Magnetic fields are likely associated with another kind of weird radio signal from the depths of the cosmos, known as a fast radio burst. Tracing these signals leads back to a type of dead star known as a magnetar. You can see the similarities, perhaps, but Wang points out that these signals are different from the Ghost and that FRBs last for much shorter time periods or repeat on much clearer timeframes.

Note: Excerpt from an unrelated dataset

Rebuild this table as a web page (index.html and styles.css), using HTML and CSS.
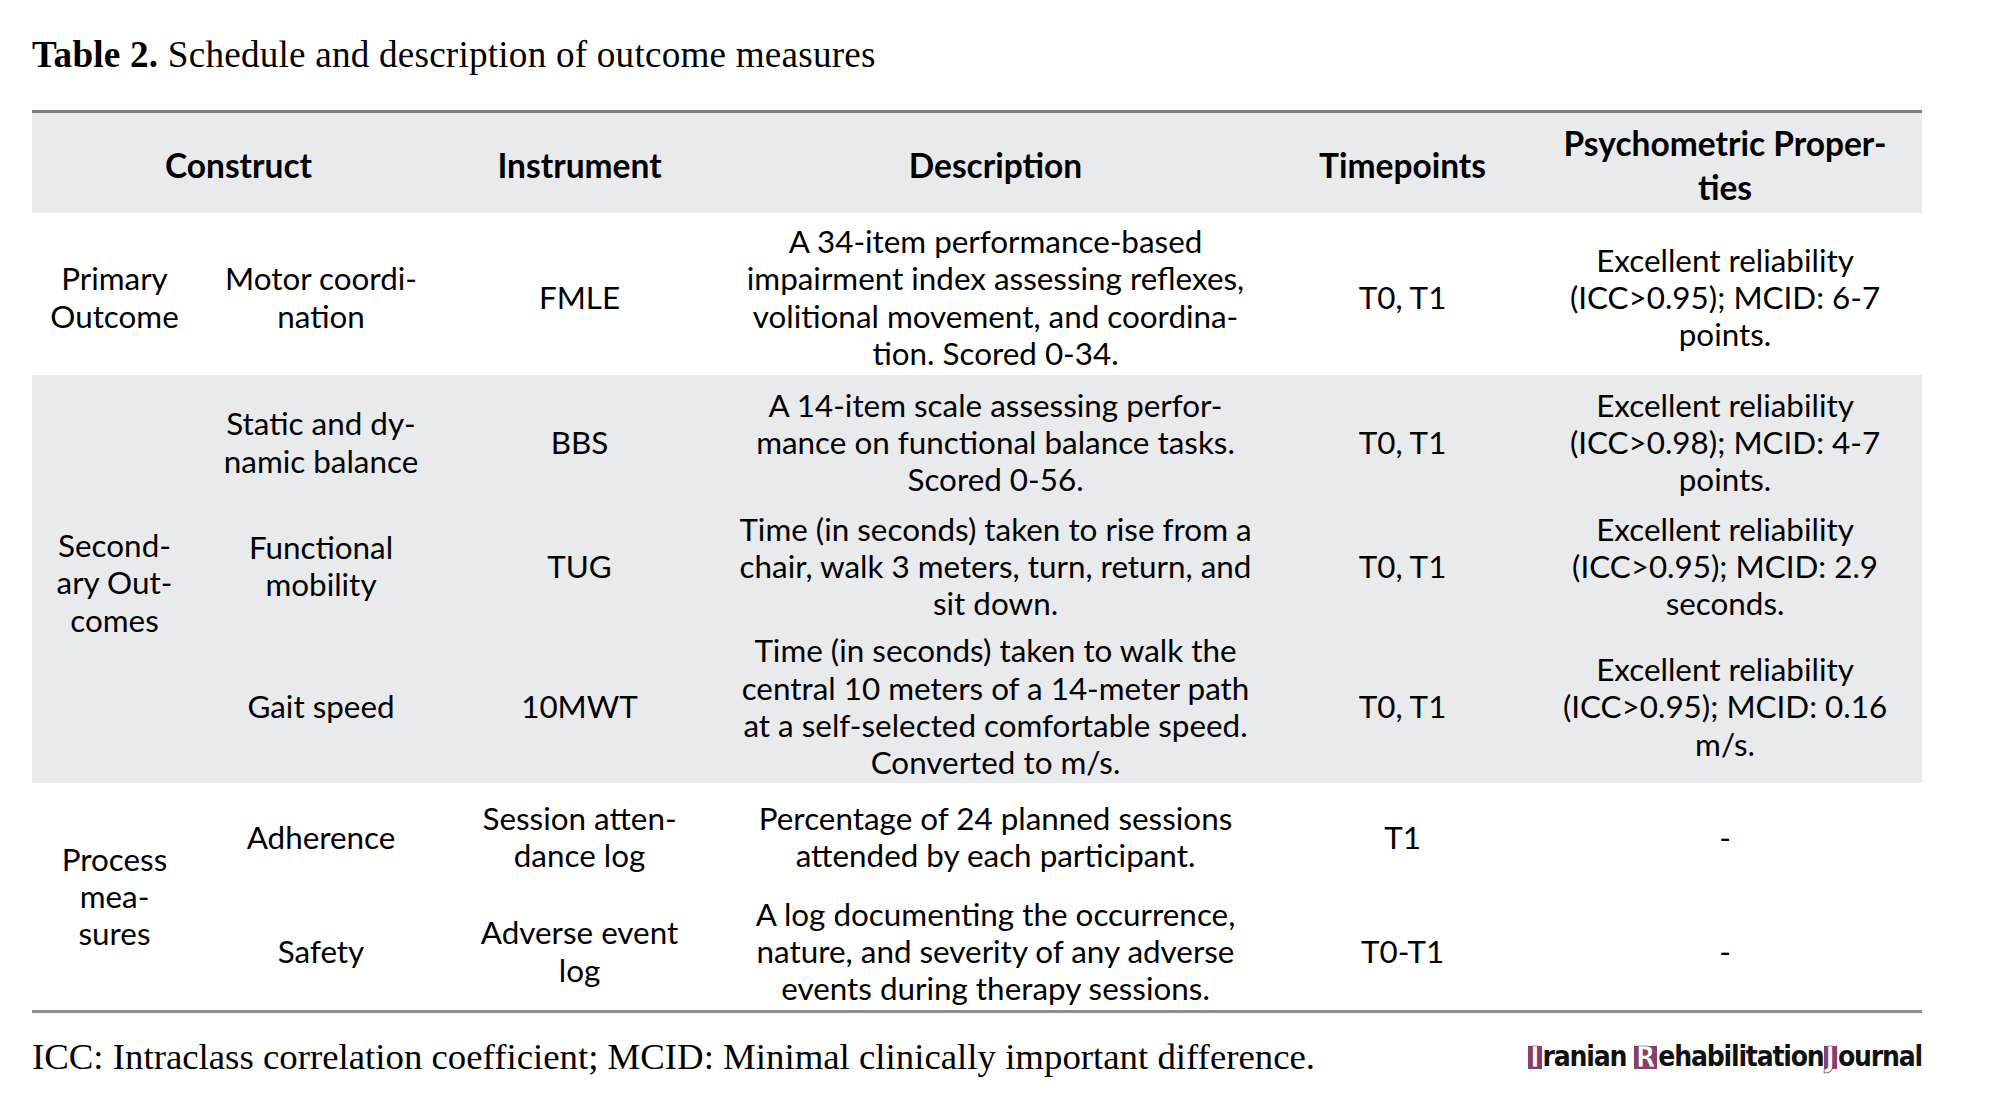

Nevertheless, magnetic fields appear to be a powerful way to mess with a radio signal.

There is another group of objects, known as galactic center radio transients, that might explain the Ghost, too, but Wang has reservations about this hypothesis. "The timescale of this signal and GCRTs are different," he says, noting that these transients are still a mystery to astronomers, too, and if the Ghost is another GCRT, we're not much closer to working out what that really means. 

We do know that, lurking within the heart of our Milky Way is a gigantic black hole known as Sagittarius A*, but there's no indication it has anything to do with the Ghost, either.

One of the limitations of the study is the "sparse sampling" of the Ghost, Wang says. He also notes that it's hard to say exactly how often the Ghost might repeat, because the amount of observations is still quite small. He doesn't rule out that it's a pulsar or star, but says the observations don't fit with either of these objects.

So what is it? I know what you're thinking, but we never jump to the "A" word around here. It's almost certainly not aliens.

It definitely is a mystery -- for now. Further observations should be able to refine the characteristics of the Ghost a little more, bringing its murky origins into clearer view.